Micropass #2 takes the output stream from
micropass #1 (class declarations now all known)
and for each member that has a function definition:
    Perform a micropass to expand reflections, and
    generate member function body code (again,
    might have to split into two passes depending
    on how wild the powers of reflection are).
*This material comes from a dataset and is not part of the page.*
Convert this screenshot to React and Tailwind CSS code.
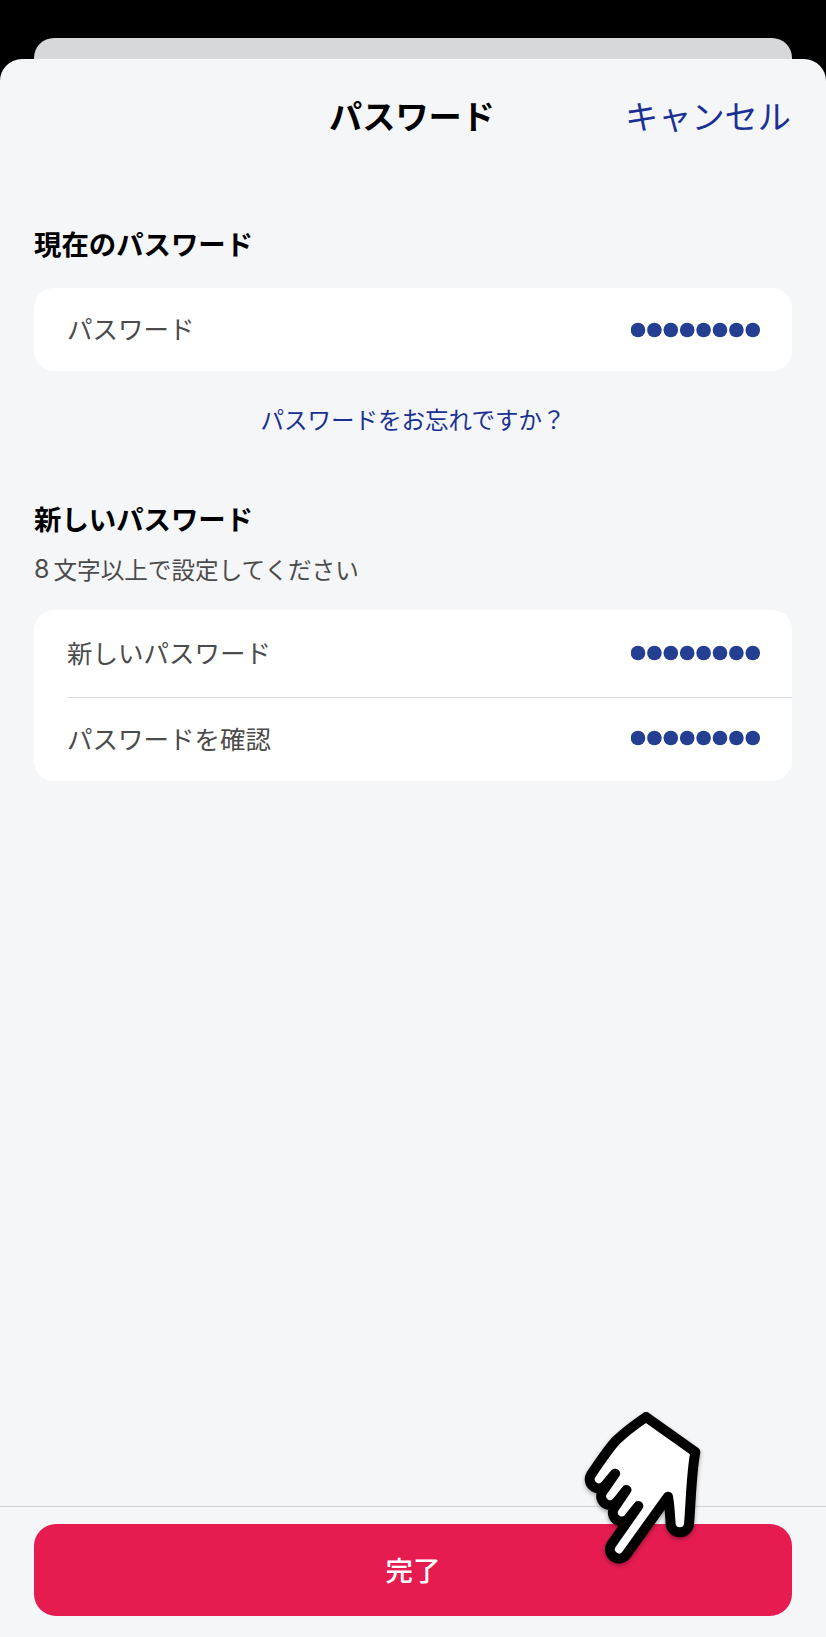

In the previous description, "combine" really
means that when you hit a reflection "#" token,
you pause and perform a micropass whose output
effectively replaces the tokens that were inside
that # directive.

Whipping token streams around and reusing them
is not devastatingly hard, though arriving at a syntax
that integrates with normal grammar syntax and can
still be deemed a readable representation of what
grammar gets applied to which token stream when
is harder.

This mechanism could not be deemed a success if it
didn't handle normal C preprocessing and C++ class
multi-passing with reasonable aplomb. It's really just
a recognition that a lot of multipass work actually only
ends up touching a very small percentage of the entire
token stream in practice, so why not have a mechanism
for interweaving the multiple passes, invoking them
only exactly as needed?

> So I would need to put the
> rule for #for_all into all the rules inside my grammar which seems ugly
> and cumbersome.

Your adjectives seem apt.

> Any ideas how to solve this?

Just about any compilation problem can be solved by
adding on more passes :-). Not fun, but always possible.
Gets rid of some of the ugly, but not necessarily the
cumbersome.